SOEE5047M Rock Mechanics

15 creditsClass Size: 12

Module manager: Dr Mark Hildyard
Email: M.Hildyard@leeds.ac.uk

Taught: Semester 1 (Sep to Jan) View Timetable

Year running 2021/22

This module is mutually exclusive with

 SOEE5045M Rock Engineering

This module is not approved as an Elective

Module summary

Rock mechanics provides a theoretical and empirical formulation of the mechanical behaviour of rocks and rock masses.

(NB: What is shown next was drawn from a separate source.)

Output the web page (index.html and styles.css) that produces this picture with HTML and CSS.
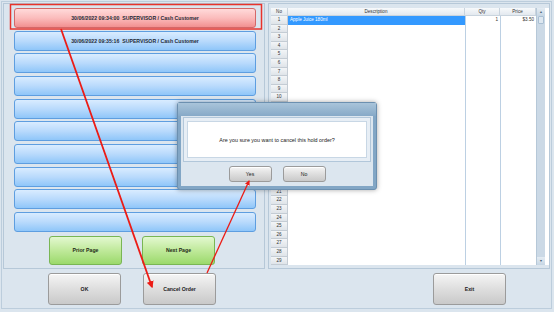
FILE: index.html
```html
<!DOCTYPE html>
<html>
<head>
    <title>Hold Orders</title>
    <link rel="stylesheet" href="styles.css">
</head>
<body>
    <div class="screen">
        <div class="window">
            <div class="main">
                <div class="hold-panel">
                    <div class="hold-list">
                        <button class="hold hold-active">30/06/2022 09:34:00&nbsp; SUPERVISOR / Cash Customer</button>
                        <button class="hold">30/06/2022 09:35:16&nbsp; SUPERVISOR / Cash Customer</button>
                        <button class="hold"></button>
                        <button class="hold"></button>
                        <button class="hold"></button>
                        <button class="hold"></button>
                        <button class="hold"></button>
                        <button class="hold"></button>
                        <button class="hold"></button>
                        <button class="hold"></button>
                    </div>
                    <div class="pager">
                        <button class="btn-green">Prior Page</button>
                        <button class="btn-green">Next Page</button>
                    </div>
                </div>

                <div class="grid-panel">
                    <div class="grid">
                        <div class="grid-table">
                            <div class="grid-row grid-head">
                                <div class="c-no">No</div>
                                <div>Description</div>
                                <div>Qty</div>
                                <div>Price</div>
                            </div>
                            <div class="grid-row">
                                <div class="c-no">1</div>
                                <div class="c-desc selected">Apple Juice 180ml</div>
                                <div class="c-num">1</div>
                                <div class="c-num">$3.50</div>
                            </div>
                            <div class="grid-row"><div class="c-no">2</div><div class="c-desc"></div><div class="c-num"></div><div class="c-num"></div></div>
                            <div class="grid-row"><div class="c-no">3</div><div class="c-desc"></div><div class="c-num"></div><div class="c-num"></div></div>
                            <div class="grid-row"><div class="c-no">4</div><div class="c-desc"></div><div class="c-num"></div><div class="c-num"></div></div>
                            <div class="grid-row"><div class="c-no">5</div><div class="c-desc"></div><div class="c-num"></div><div class="c-num"></div></div>
                            <div class="grid-row"><div class="c-no">6</div><div class="c-desc"></div><div class="c-num"></div><div class="c-num"></div></div>
                            <div class="grid-row"><div class="c-no">7</div><div class="c-desc"></div><div class="c-num"></div><div class="c-num"></div></div>
                            <div class="grid-row"><div class="c-no">8</div><div class="c-desc"></div><div class="c-num"></div><div class="c-num"></div></div>
                            <div class="grid-row"><div class="c-no">9</div><div class="c-desc"></div><div class="c-num"></div><div class="c-num"></div></div>
                            <div class="grid-row"><div class="c-no">10</div><div class="c-desc"></div><div class="c-num"></div><div class="c-num"></div></div>
                            <div class="grid-row"><div class="c-no">11</div><div class="c-desc"></div><div class="c-num"></div><div class="c-num"></div></div>
                            <div class="grid-row"><div class="c-no">12</div><div class="c-desc"></div><div class="c-num"></div><div class="c-num"></div></div>
                            <div class="grid-row"><div class="c-no">13</div><div class="c-desc"></div><div class="c-num"></div><div class="c-num"></div></div>
                            <div class="grid-row"><div class="c-no">14</div><div class="c-desc"></div><div class="c-num"></div><div class="c-num"></div></div>
                            <div class="grid-row"><div class="c-no">15</div><div class="c-desc"></div><div class="c-num"></div><div class="c-num"></div></div>
                            <div class="grid-row"><div class="c-no">16</div><div class="c-desc"></div><div class="c-num"></div><div class="c-num"></div></div>
                            <div class="grid-row"><div class="c-no">17</div><div class="c-desc"></div><div class="c-num"></div><div class="c-num"></div></div>
                            <div class="grid-row"><div class="c-no">18</div><div class="c-desc"></div><div class="c-num"></div><div class="c-num"></div></div>
                            <div class="grid-row"><div class="c-no">19</div><div class="c-desc"></div><div class="c-num"></div><div class="c-num"></div></div>
                            <div class="grid-row"><div class="c-no">20</div><div class="c-desc"></div><div class="c-num"></div><div class="c-num"></div></div>
                            <div class="grid-row"><div class="c-no">21</div><div class="c-desc"></div><div class="c-num"></div><div class="c-num"></div></div>
                            <div class="grid-row"><div class="c-no">22</div><div class="c-desc"></div><div class="c-num"></div><div class="c-num"></div></div>
                            <div class="grid-row"><div class="c-no">23</div><div class="c-desc"></div><div class="c-num"></div><div class="c-num"></div></div>
                            <div class="grid-row"><div class="c-no">24</div><div class="c-desc"></div><div class="c-num"></div><div class="c-num"></div></div>
                            <div class="grid-row"><div class="c-no">25</div><div class="c-desc"></div><div class="c-num"></div><div class="c-num"></div></div>
                            <div class="grid-row"><div class="c-no">26</div><div class="c-desc"></div><div class="c-num"></div><div class="c-num"></div></div>
                            <div class="grid-row"><div class="c-no">27</div><div class="c-desc"></div><div class="c-num"></div><div class="c-num"></div></div>
                            <div class="grid-row"><div class="c-no">28</div><div class="c-desc"></div><div class="c-num"></div><div class="c-num"></div></div>
                            <div class="grid-row"><div class="c-no">29</div><div class="c-desc"></div><div class="c-num"></div><div class="c-num"></div></div>
                        </div>
                        <div class="scrollbar">
                            <div class="scroll-btn">&#9650;</div>
                            <div class="scroll-thumb"></div>
                            <div class="scroll-track"></div>
                            <div class="scroll-btn">&#9660;</div>
                        </div>
                    </div>
                </div>
            </div>

            <div class="actions">
                <button class="btn-gray">OK</button>
                <button class="btn-gray">Cancel Order</button>
                <button class="btn-gray btn-exit">Exit</button>
            </div>
        </div>

        <!-- confirm dialog -->
        <div class="dialog">
            <div class="dialog-title"></div>
            <div class="dialog-body">
                <div class="dialog-group">
                    <div class="dialog-msg">Are you sure you want to cancel this hold order?</div>
                </div>
                <div class="dialog-buttons">
                    <button class="btn-gray btn-small">Yes</button>
                    <button class="btn-gray btn-small">No</button>
                </div>
            </div>
        </div>

        <!-- annotation marks -->
        <svg class="marks" width="554" height="312" viewBox="0 0 554 312">
            <defs>
                <marker id="head" viewBox="0 0 10 10" refX="8" refY="5" markerWidth="4" markerHeight="4" orient="auto">
                    <path d="M0 0 L10 5 L0 10 Z" fill="#ec1c16"/>
                </marker>
            </defs>
            <rect x="10.5" y="4.5" width="251" height="24.5" fill="none" stroke="#e8332b" stroke-width="1.5"/>
            <line x1="61" y1="29" x2="152" y2="287" stroke="#ec1c16" stroke-width="1.8" marker-end="url(#head)"/>
            <line x1="207" y1="273" x2="249" y2="181" stroke="#ec1c16" stroke-width="1.3" marker-end="url(#head)"/>
        </svg>
    </div>
</body>
</html>
```

FILE: styles.css
```css
body {
    margin: 0;
    font-family: "Liberation Sans", Arial, sans-serif;
}
button {
    font-family: "Liberation Sans", Arial, sans-serif;
    padding: 0;
    cursor: pointer;
}
.screen {
    position: relative;
    width: 554px;
    height: 312px;
    box-sizing: border-box;
    padding: 1px;
    background-color: #dbe5ee;
    overflow: hidden;
}
.window {
    width: 551px;
    height: 308px;
    box-sizing: border-box;
    border: 1px solid #bccddc;
    padding: 1px 0 0 1px;
}
.main {
    display: flex;
    gap: 3px;
    height: 266px;
}

/* left side: hold orders */
.hold-panel {
    width: 262px;
    box-sizing: border-box;
    border: 1px solid #b6c8d8;
    padding: 4px 8px 0 10px;
}
.hold-list {
    display: flex;
    flex-direction: column;
    gap: 2.67px;
}
.hold {
    height: 20px;
    border: 1px solid #5e9ee0;
    border-radius: 3px;
    background: linear-gradient(#d9ecff, #b9dafc 50%, #8fc6f9);
    font-size: 5.2px;
    font-weight: bold;
    color: #1e2a36;
}
.hold-active {
    border-color: #d46868;
    background: linear-gradient(#ffdada, #fbbcbc 50%, #f29090);
}
.pager {
    display: flex;
    gap: 20px;
    padding-left: 35px;
    margin-top: 4px;
}
.btn-green {
    width: 73px;
    height: 29px;
    border: 1px solid #79b654;
    border-radius: 3px;
    background: linear-gradient(#e3f8d0, #bfe99a 50%, #9bd96b);
    font-size: 5.2px;
    font-weight: bold;
    color: #1e2a16;
}

/* right side: items grid */
.grid-panel {
    width: 282px;
    box-sizing: border-box;
    border: 1px solid #b6c8d8;
    padding: 4px 0 0 2px;
}
.grid {
    display: flex;
    height: 257px;
    background: #fff;
}
.grid-table {
    width: 265px;
}
.grid-row {
    display: grid;
    grid-template-columns: 17px 177px 35px 36px;
    height: 8.6px;
    font-size: 4.6px;
    color: #333;
}
.grid-row > div {
    box-sizing: border-box;
    line-height: 8px;
    overflow: hidden;
    white-space: nowrap;
}
.grid-head {
    height: 8px;
}
.grid-head > div {
    text-align: center;
    background: linear-gradient(#f7f9fb, #e3e9ef);
    border-right: 1px solid #c9d4de;
    border-bottom: 1px solid #c9d4de;
}
.c-no {
    text-align: center;
    background: linear-gradient(#f3f5f7, #dfe4e9);
    border-right: 1px solid #c4ccd4;
    border-bottom: 1px solid #c4ccd4;
}
.c-desc {
    padding-left: 2px;
}
.c-num {
    text-align: right;
    padding-right: 2px;
    border-left: 1px solid #bcd0e3;
}
.selected {
    background-color: #3399ff;
    color: #fff;
}
.scrollbar {
    width: 8px;
    display: flex;
    flex-direction: column;
    background: #cbd9e6;
    border-left: 1px solid #b6c8d8;
}
.scroll-btn {
    height: 8px;
    font-size: 3.5px;
    line-height: 8px;
    text-align: center;
    color: #4d6378;
    background: linear-gradient(#e4ecf3, #c6d6e4);
}
.scroll-thumb {
    height: 6px;
    margin: 0 1px;
    border: 1px solid #a9bfd3;
    border-radius: 1px;
    background: #dde7f0;
}
.scroll-track {
    flex: 1;
}

/* bottom buttons */
.actions {
    display: flex;
    gap: 22px;
    margin-top: 4px;
    padding: 0 45px 0 45px;
}
.btn-gray {
    width: 73px;
    height: 32px;
    border: 1px solid #9b9b9b;
    border-radius: 3px;
    background: linear-gradient(#f5f5f5, #dedede 50%, #c9c9c9);
    box-shadow: inset 0 1px 0 #fff;
    font-size: 5.2px;
    font-weight: bold;
    color: #222;
}
.btn-exit {
    margin-left: auto;
}

/* confirm dialog */
.dialog {
    position: absolute;
    left: 177px;
    top: 102px;
    width: 200px;
    height: 88px;
    box-sizing: border-box;
    border: 1px solid #6c90b0;
    border-radius: 3px;
    background: #82a6c5;
    box-shadow: 0 0 5px rgba(0, 0, 0, 0.35);
}
.dialog-title {
    height: 13px;
    background: linear-gradient(#a9c4da, #86a9c7);
}
.dialog-body {
    margin: 0 3px;
    padding: 1px 2px 4px;
    background: #dce6ef;
}
.dialog-group {
    height: 45px;
    box-sizing: border-box;
    padding: 3px;
    border: 1px solid #b2c7da;
    background: #e7eef5;
}
.dialog-msg {
    height: 100%;
    box-sizing: border-box;
    border: 1px solid #c8d7e5;
    background: #fff;
    display: flex;
    align-items: center;
    justify-content: center;
    font-size: 5.4px;
    color: #222;
}
.dialog-buttons {
    display: flex;
    justify-content: center;
    gap: 11px;
    margin-top: 4px;
}
.btn-small {
    width: 43px;
    height: 16px;
    font-weight: normal;
}

.marks {
    position: absolute;
    left: 0;
    top: 0;
    pointer-events: none;
}
```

A thorough understanding of it is important in many fields, whether for underground construction and mining, oil and gas, or tectonics.

Objectives

- To describe rocks and rock masses in a quantitative manner
- To describe the internal state of an element of rock in terms of stress and strain, and the mechanical behaviour of rock in terms of the relationship between stress and strain
- To understand elasticity theory and its limitations ;
- To understand theories of rock failure;
- To understand and describe the state of stress around underground openings
- To gain practical experience in applying numerical models
- To appreciate the strengths and limitations of numerical models in interpreting stress and strain and failure around underground openings

Learning outcomes
On completion of this module, students should have acquired a thorough understanding of rock mechanics including stress and strain, elasticity theory, and failure theories. They should have gained experience in applying their understanding of rock mechanics theory to problem solving. They should also have gained practical experience in using numerical models, and should have learned to appreciate the strengths and limitations of numerical models in interpreting stress and strain and failure.

Syllabus

1. Stress analysis in two dimensions: tractions, internal state of stress, stress rotation, principal stresses; Mohr's circle. Strain analysis in two dimensions: Mohr circle; strain gauges and Rosette theory. Stress and strain in three dimensions.
2. Behaviour of materials; deformation under stress, full stress-strain relationship in rock; elasticity theory and elastic constants; anisotropy; non-elastic behaviour.
3. Brittle fracture; laboratory tests; acoustic emissions; ISRM standards; fracture criteria, Coulomb-Navier, Mohr, Griffiths, tensile strain.
4. The state of stress in a rockmass; stress fields around underground openings; Kirsch equations for circular openings; lining pressures, rock anisotropy, in situ stress measurement; support and pillars;
5. Practical numerical modelling. Hands-on experience with using three continuum codes (commercial codes RS2 and FLAC, and research code WAVE) to investigate simple rock mechanics problems. Influence of Boundary conditions; resolution; stress state around underground openings; modelling failure; localisation; path dependence.

Teaching methods

 Delivery type Number Length hours Student hours Lecture 11 2.00 22.00 Practical 4 2.00 8.00 Tutorial 6 2.00 12.00 Private study hours 108.00 Total Contact hours 42.00 Total hours (100hr per 10 credits) 150.00

Private study

Directed reading for lectures; self-study completing problem-solving tutorials; self-study completing modelling practicals.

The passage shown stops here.